Selain itu, perkembangan teknologi juga telah mengubah wajah proxy war dalam beberapa dekade terakhir.
Saat ini, perang siber dan penggunaan informasi sebagai senjata merupakan bentuk proxy war modern yang memungkinkan negara-negara besar mempengaruhi negara lain tanpa keterlibatan langsung.
Serangan siber yang dirancang untuk merusak infrastruktur penting atau memengaruhi hasil pemilihan umum di negara lain adalah contoh nyata dari penggunaan strategi perwakilan dalam perang modern.
Proxy war adalah fenomena yang kompleks dan berdampak luas dalam hubungan internasional.

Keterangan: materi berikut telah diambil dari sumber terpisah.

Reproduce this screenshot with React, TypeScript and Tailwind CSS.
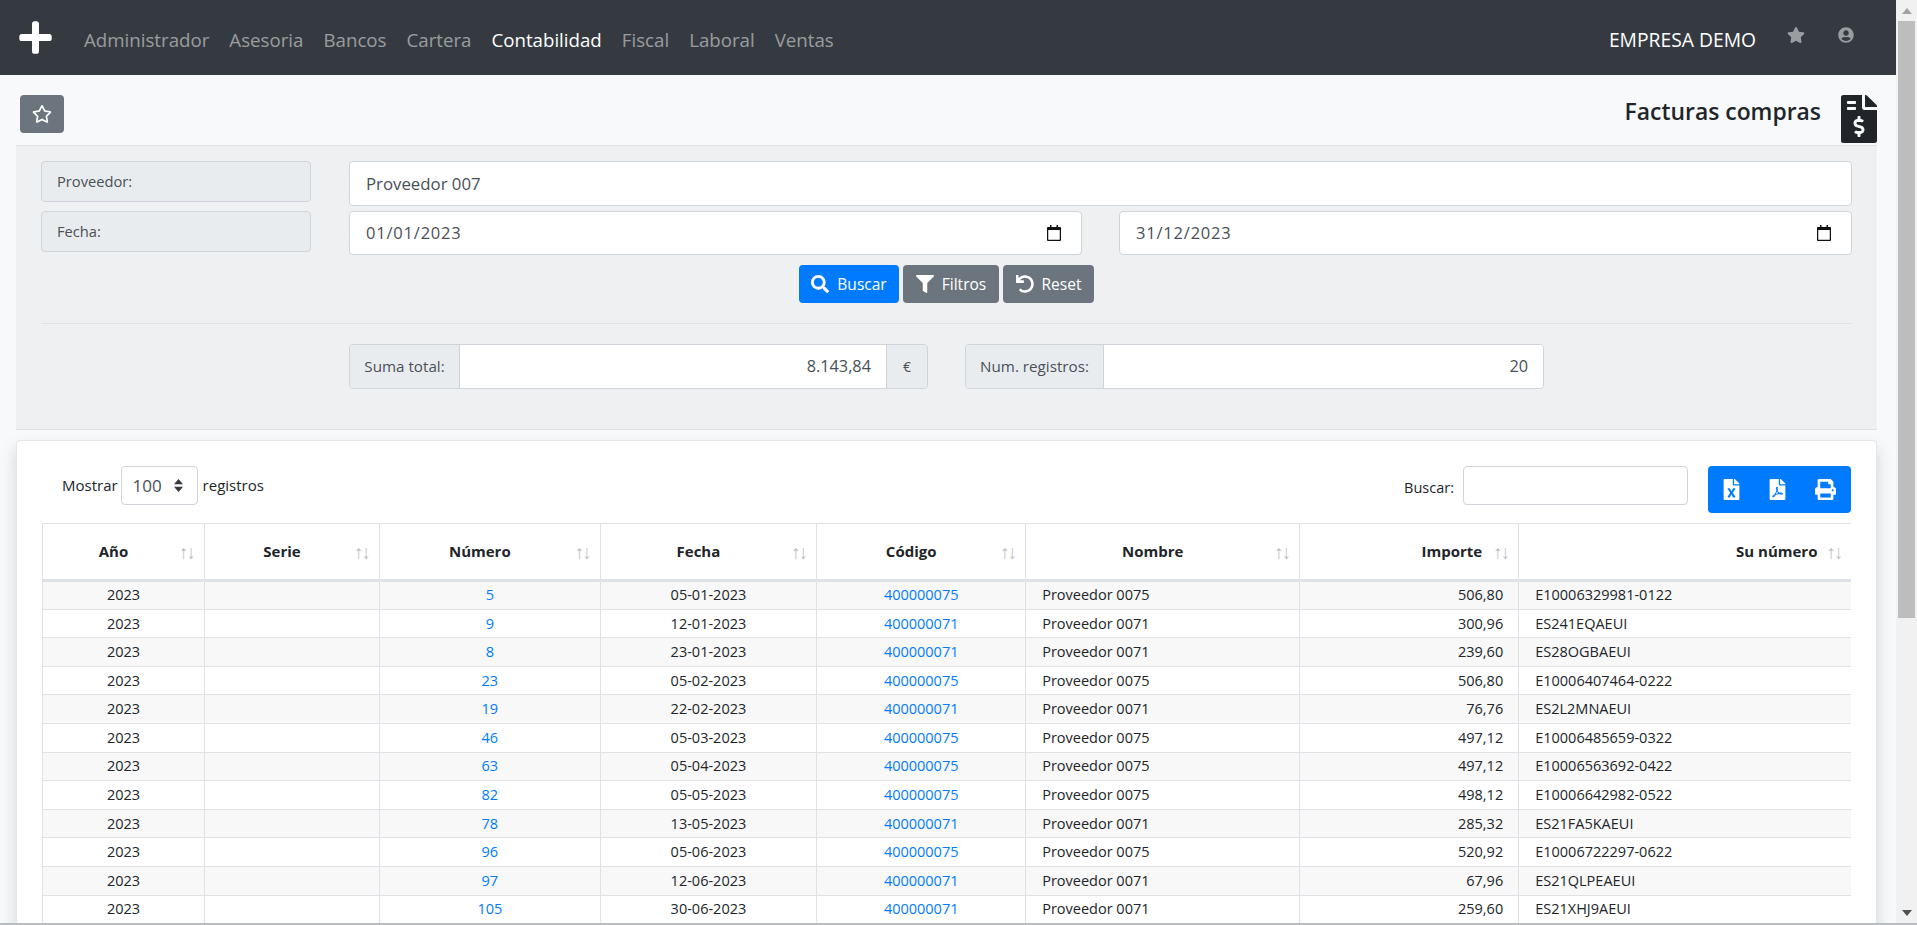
import * as React from "react";
import {
  FaFileExcel,
  FaFileInvoiceDollar,
  FaFilePdf,
  FaFilter,
  FaPlus,
  FaPrint,
  FaRegStar,
  FaSearch,
  FaStar,
  FaUndo,
  FaUserCircle,
} from "react-icons/fa";

const navItems = ["Administrador", "Asesoria", "Bancos", "Cartera", "Contabilidad", "Fiscal", "Laboral", "Ventas"];

const columns = [
  { label: "Año", width: "w-[162px]", cell: "text-center pr-[36px]" },
  { label: "Serie", width: "w-[175px]", cell: "text-center pr-[36px]" },
  { label: "Número", width: "w-[220.7px]", cell: "text-center pr-[36px]" },
  { label: "Fecha", width: "w-[216.5px]", cell: "text-center pr-[36px]" },
  { label: "Código", width: "w-[209px]", cell: "text-center pr-[36px]" },
  { label: "Nombre", width: "w-[274px]", cell: "text-center pr-[36px]" },
  { label: "Importe", width: "w-[219px]", cell: "text-right pr-[36px]" },
  { label: "Su número", width: "w-[332.8px]", cell: "text-right pr-[34px]" },
];

const rows = [
  ["5", "05-01-2023", "400000075", "Proveedor 0075", "506,80", "E10006329981-0122"],
  ["9", "12-01-2023", "400000071", "Proveedor 0071", "300,96", "ES241EQAEUI"],
  ["8", "23-01-2023", "400000071", "Proveedor 0071", "239,60", "ES28OGBAEUI"],
  ["23", "05-02-2023", "400000075", "Proveedor 0075", "506,80", "E10006407464-0222"],
  ["19", "22-02-2023", "400000071", "Proveedor 0071", "76,76", "ES2L2MNAEUI"],
  ["46", "05-03-2023", "400000075", "Proveedor 0075", "497,12", "E10006485659-0322"],
  ["63", "05-04-2023", "400000075", "Proveedor 0075", "497,12", "E10006563692-0422"],
  ["82", "05-05-2023", "400000075", "Proveedor 0075", "498,12", "E10006642982-0522"],
  ["78", "13-05-2023", "400000071", "Proveedor 0071", "285,32", "ES21FA5KAEUI"],
  ["96", "05-06-2023", "400000075", "Proveedor 0075", "520,92", "E10006722297-0622"],
  ["97", "12-06-2023", "400000071", "Proveedor 0071", "67,96", "ES21QLPEAEUI"],
  ["105", "30-06-2023", "400000071", "Proveedor 0071", "259,60", "ES21XHJ9AEUI"],
];

function CalendarIcon() {
  return (
    <svg width="14" height="16" viewBox="0 0 14 16" className="shrink-0">
      <path d="M3 0h1.5v2h5V0H11v2h2a1 1 0 0 1 1 1v12a1 1 0 0 1-1 1H1a1 1 0 0 1-1-1V3a1 1 0 0 1 1-1h2z" fill="#111" />
      <rect x="1.25" y="5" width="11.5" height="9.75" fill="#fff" />
    </svg>
  );
}

function InputLabel({ text }: { text: string }) {
  return (
    <div className="w-[270px] h-[41px] shrink-0 pl-[15px] flex items-center bg-[#e9ecef] border border-[#ced4da] rounded text-[14.7px] text-[#495057]">
      {text}
    </div>
  );
}

function DateField({ value }: { value: string }) {
  return (
    <div className="flex-1 h-[44px] bg-white border border-[#ced4da] rounded pl-4 pr-[20px] flex items-center justify-between text-[16.5px] tracking-[0.8px] text-[#495057]">
      <span>{value}</span>
      <CalendarIcon />
    </div>
  );
}

function ActionButton({ color, width, icon, text }: { color: string; width: string; icon: React.ReactNode; text: string }) {
  return (
    <button className={`${color} ${width} h-[38px] rounded flex items-center justify-center gap-[8px] text-white text-[15.5px]`}>
      {icon}
      <span className="pt-[2px]">{text}</span>
    </button>
  );
}

function SummaryGroup({ label, labelWidth, value, suffix }: { label: string; labelWidth: string; value: string; suffix?: string }) {
  return (
    <div className="w-[579px] h-[45px] flex border border-[#ced4da] rounded overflow-hidden text-[#495057]">
      <div className={`${labelWidth} shrink-0 bg-[#e9ecef] border-r border-[#ced4da] flex items-center justify-center text-[15.2px]`}>{label}</div>
      <div className="flex-1 bg-white flex items-center justify-end pr-[15px] text-[16.3px]">{value}</div>
      {suffix && <div className="w-[41px] shrink-0 bg-[#e9ecef] border-l border-[#ced4da] flex items-center justify-center text-[14px]">{suffix}</div>}
    </div>
  );
}

function SortArrows() {
  return (
    <span className="absolute right-[8px] top-1/2 -translate-y-1/2 flex text-[19px] font-normal leading-none text-[#212529]">
      <span className="opacity-30 -mr-[2px]">↑</span>
      <span className="opacity-30">↓</span>
    </span>
  );
}

export default function App() {
  return (
    <div className="flex h-[925px] w-full overflow-hidden border-b-2 border-[#b9bcc2] bg-[#f8f9fa] font-['Open_Sans',sans-serif] text-[#212529]">
      <main className="flex-1 min-w-0">
        {/* Navbar */}
        <nav className="h-[75px] bg-[#343a40] flex items-center pl-[17px] pr-[42px]">
          <FaPlus className="text-white text-[37px] shrink-0" />
          <ul className="flex ml-[30px] gap-[20px] text-[18.7px] pt-[5px]">
            {navItems.map((item) => (
              <li key={item} className={item === "Contabilidad" ? "text-white" : "text-white/50"}>
                {item}
              </li>
            ))}
          </ul>
          <span className="ml-auto pt-[5px] text-white text-[19.3px]">EMPRESA DEMO</span>
          <FaStar className="ml-[31px] mb-[6px] text-white/50 text-[18px]" />
          <FaUserCircle className="ml-[33px] mb-[6px] text-white/50 text-[16px]" />
        </nav>

        {/* Title row */}
        <div className="h-[70px] pl-5 pr-[19px] pt-5 flex items-start justify-between">
          <button className="w-[44px] h-[38px] bg-[#6c757d] rounded flex items-center justify-center text-white">
            <FaRegStar className="text-[20px]" />
          </button>
          <div className="flex items-start gap-[20px]">
            <h1 className="text-[22.9px] font-semibold leading-[34px] text-[#212529]">Facturas compras</h1>
            <FaFileInvoiceDollar className="w-[36px] h-[48px] text-[#212529]" />
          </div>
        </div>

        {/* Filters panel */}
        <section className="ml-4 mr-[19px] bg-[#eff0f2] border-y border-[#dee2e6] px-[25px] pt-[15px] pb-[40px]">
          <div className="flex gap-[38px]">
            <InputLabel text="Proveedor:" />
            <input
              readOnly
              value="Proveedor 007"
              className="flex-1 h-[45px] bg-white border border-[#ced4da] rounded px-4 text-[16.8px] text-[#495057] outline-none"
            />
          </div>
          <div className="flex gap-[38px] mt-[5px]">
            <InputLabel text="Fecha:" />
            <div className="flex-1 flex gap-[37px]">
              <DateField value="01/01/2023" />
              <DateField value="31/12/2023" />
            </div>
          </div>
          <div className="flex justify-center gap-1 mt-[10px]">
            <ActionButton color="bg-[#007bff]" width="w-[100px]" icon={<FaSearch className="text-[18px]" />} text="Buscar" />
            <ActionButton color="bg-[#6c757d]" width="w-[96px]" icon={<FaFilter className="text-[18px]" />} text="Filtros" />
            <ActionButton color="bg-[#6c757d]" width="w-[91px]" icon={<FaUndo className="text-[18px]" />} text="Reset" />
          </div>
          <hr className="mt-5 border-t border-[#dee2e6]" />
          <div className="flex mt-5 pl-[308px] gap-[37px]">
            <SummaryGroup label="Suma total:" labelWidth="w-[110px]" value="8.143,84" suffix="€" />
            <SummaryGroup label="Num. registros:" labelWidth="w-[138px]" value="20" />
          </div>
        </section>

        {/* Table card */}
        <section className="ml-4 mr-[19px] mt-[10px] bg-white border border-[#e3e5e7] rounded shadow-[0_8px_16px_rgba(0,0,0,0.15)] px-[25px] pt-[25px] h-[600px]">
          <div className="flex items-start h-[57px]">
            <div className="flex items-center h-[39px] pl-5 text-[15px]">
              <span>Mostrar</span>
              <div className="w-[77px] h-[39px] ml-[3px] mr-[5px] border border-[#ced4da] rounded flex items-center justify-between pl-[11px] pr-[14px] text-[17px] text-[#495057]">
                100
                <svg width="9" height="13" viewBox="0 0 9 13">
                  <path d="M4.5 0 9 5.2H0zM4.5 13 0 7.8h9z" fill="#343a40" />
                </svg>
              </div>
              <span>registros</span>
            </div>
            <div className="ml-auto flex items-start text-[14.5px]">
              <span className="h-[39px] flex items-center pt-[4px] mr-[9px]">Buscar:</span>
              <div className="w-[225px] h-[39px] bg-white border border-[#ced4da] rounded" />
              <div className="w-[143px] h-[47px] ml-[20px] bg-[#007bff] rounded flex items-center pl-[13px] text-white text-[21px]">
                <FaFileExcel />
                <FaFilePdf className="ml-[24.5px]" />
                <FaPrint className="ml-[27.5px]" />
              </div>
            </div>
          </div>

          <table className="table-fixed border-collapse w-[1809px] text-[14.5px]">
            <colgroup>
              {columns.map((c) => (
                <col key={c.label} className={c.width} />
              ))}
            </colgroup>
            <thead>
              <tr className="h-[57px]">
                {columns.map((c) => (
                  <th
                    key={c.label}
                    className={`relative border border-[#dee2e6] border-b-[3px] last:border-r-0 pl-4 text-[15px] font-bold align-middle ${c.cell}`}
                  >
                    {c.label}
                    <SortArrows />
                  </th>
                ))}
              </tr>
            </thead>
            <tbody>
              {rows.map((r, i) => (
                <tr key={i} className={`h-[28.6px] ${i % 2 === 0 ? "bg-[#f8f8f8]" : "bg-white"}`}>
                  <td className="border border-[#dee2e6] px-4 py-0 text-center">2023</td>
                  <td className="border border-[#dee2e6] px-4 py-0"></td>
                  <td className="border border-[#dee2e6] px-4 py-0 text-center text-[#007bff]">{r[0]}</td>
                  <td className="border border-[#dee2e6] px-4 py-0 text-center">{r[1]}</td>
                  <td className="border border-[#dee2e6] px-4 py-0 text-center text-[#007bff]">{r[2]}</td>
                  <td className="border border-[#dee2e6] px-4 py-0">{r[3]}</td>
                  <td className="border border-[#dee2e6] pl-4 pr-[15px] py-0 text-right">{r[4]}</td>
                  <td className="border border-[#dee2e6] border-r-0 px-4 py-0">{r[5]}</td>
                </tr>
              ))}
            </tbody>
          </table>
        </section>
      </main>

      {/* Scrollbar */}
      <div className="w-[21px] shrink-0 bg-[#f1f1f1] flex flex-col items-center">
        <div className="h-[21px] flex items-center justify-center">
          <div className="w-0 h-0 border-x-[5px] border-x-transparent border-b-[6px] border-b-[#a3a3a3]" />
        </div>
        <div className="w-[17px] h-[597px] bg-[#bdbdbd]" />
        <div className="mt-auto h-[21px] flex items-center justify-center">
          <div className="w-0 h-0 border-x-[5px] border-x-transparent border-t-[6px] border-t-[#505050]" />
        </div>
      </div>
    </div>
  );
}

Dengan tidak melibatkan diri secara langsung, negara-negara besar dapat mencapai tujuan geopolitik, ekonomi, dan ideologi mereka melalui konflik yang dilancarkan oleh pihak perwakilan.
Meskipun memberikan keuntungan bagi negara pendukung, proxy war juga memiliki dampak destruktif bagi negara-negara yang terlibat langsung di medan perang.
Dalam konteks dunia yang semakin kompleks dan saling terhubung, strategi perang perwakilan ini diperkirakan akan terus menjadi bagian dari dinamika politik global.
Pemahaman tentang proxy war penting untuk menganalisis berbagai konflik modern, terutama ketika negara-negara besar memilih untuk bertarung di balik layar, menggunakan strategi yang menghindari konfrontasi langsung namun tetap efektif dalam mencapai tujuan mereka. (Z-10)
Sumber
- Berdal, M. & Keen, D. (1997). Violence and Economic Agendas in Civil Wars. Millennium - Journal of International Studies.
- Byman, D. & Kreps, S. (2010). Agents of Destruction? International Studies Perspectives.
- Buzan, B. & Hansen, L. (2009). The Evolution of International Security Studies. Cambridge University Press.
- Coll, S. (2004). Ghost Wars. Penguin Press.
- Mumford, A. (2013). Proxy Warfare and the Future of Conflict. The RUSI Journal.
- Salehyan, I. (2010). The Delegation of War to Rebel Organizations. Journal of Conflict Resolution.
- Hughes, G. (2014). My Enemy’s Enemy: Proxy Warfare in International Politics. Bloomsbury Academic.
- Weiss, T.G. & Daws, S. (2008). The Oxford Handbook on the United Nations. Oxford University Press.